For schemes 1, 2 and 3, the injection pressures were 33.21, 28.00 and 15.00 MPa, and the final displacement efficiencies by water flooding were 27.36%, 33.56% and 36.89% respectively (Fig. 2). The displacement efficiency of both the structural high and low samples increased with the decrease of injection pressure (Fig. 3). Due to the elastic expansion of formation crude oil and the continuous release of gas cap energy, the oil displacement efficiency of the structural high core increased. When the injection pressures were 33.21, 28.00 and 15.00 MPa, respectively, the displacement efficiencies were 8.57%, 15.10% and 18.64%, respectively. Water injection development was mainly effective to displace the crude oil in the structural low core. When edge water was injected into structural low part, it supplemented energy to the formation, while the outlet pressure was additional resistance to the structural high core, and negative to the displacement efficiency. When injection pressures were 33.21, 28.00, and 15.00 MPa, the displacement efficiencies of the structural low core were 46.54%, 51.83% and 55.45%, respectively. The structural low core makes a great contribution to the total displacement efficiency.
Fig. 2. Displacement efficiency at different injection timings from water flooding experiment (PV—pore volume multiple).
Fig. 3. Displacement efficiency of structural high and structural low cores at different injection timings from water flooding experiment.
Water breakthrough volume and displacement pressure difference changed greatly with injection timing. At 33.20 MPa and 15.00 MPa, the water breakthrough volume was 0.37 and 0.47 PV, respectively, and the maximum displacement pressure difference was 1.20 and 4.32 MPa, respectively (Fig. 4). It was considered that when injection timing was late, the gas cap expands more fully, which not only increased the producing degree of the structural high core, but also delayed the overall water breakthrough and increased the displacement efficiency. At the same time, the later the injection timing, the larger the additional resistance to the crude oil flow in the high part and the viscosity of crude oil after degassing are. While increasing the pressure difference in the low part could make water easy to enter small pores and improve displacement efficiency. However, when the injection pressure was lower than the saturation pressure, there coexisted oil, gas and water after degassing, which reduced the oil-phase flowing capacity and the water flooding efficiency. The results of the three groups of experiments have proved that it is effective to develop for the edge-water and gas-cap reservoir by first making full use of the expansion of the gas cap and then injecting water.
Fig. 4. Relationship between water injection and pressure difference and water cut from water flooding at different injection timings.
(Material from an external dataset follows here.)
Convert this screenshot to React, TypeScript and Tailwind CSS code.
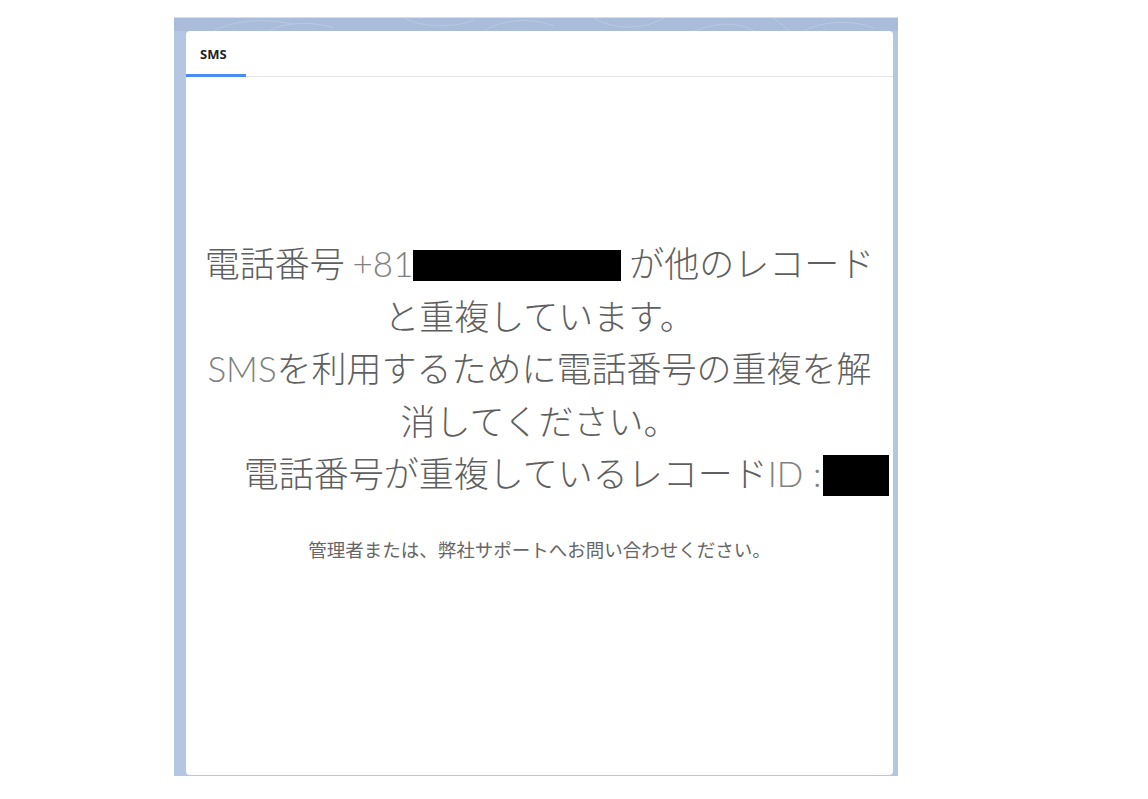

2.1.2. Influence of injection rate

For Scheme 2 and Scheme 4, when the injection pressure was kept at 28 MPa, and the injection rate increased from 0.062 5 mL/min to 0.125 0 mL/min, the displacement efficiency decreased from 37.54% to 33.56%, so the displacement efficiency decreased with the increase of injection rate (Fig. 5). With the increase of injection rate, the displacement efficiency of the cores from low and high parts decreased to varying degrees. In particular, the displacement efficiency of the structural low core decreased significantly, by nearly 8 percentage points from 59.82% to 51.83% (Fig. 6). The analysis showed that with the increase of injection rate, although the increase of pressure difference improved the displacement efficiency, when the injection rate increased from 0.062 5 mL/min to 0.125 0 mL/min, water breakthrough advanced from 0.46 PV of water injection to 0.41 PV, which is the primary cause for the reduction of displacement efficiency (Fig. 7).
Fig. 5. Displacement efficiency at different injection rates in water flooding experiment.
Fig. 6. Displacement efficiency at different injection rates from different parts in water flooding experiment.
Fig. 7. Relationship between water injection and displacement pressure difference and water cut in water flooding experiment at different injection rates.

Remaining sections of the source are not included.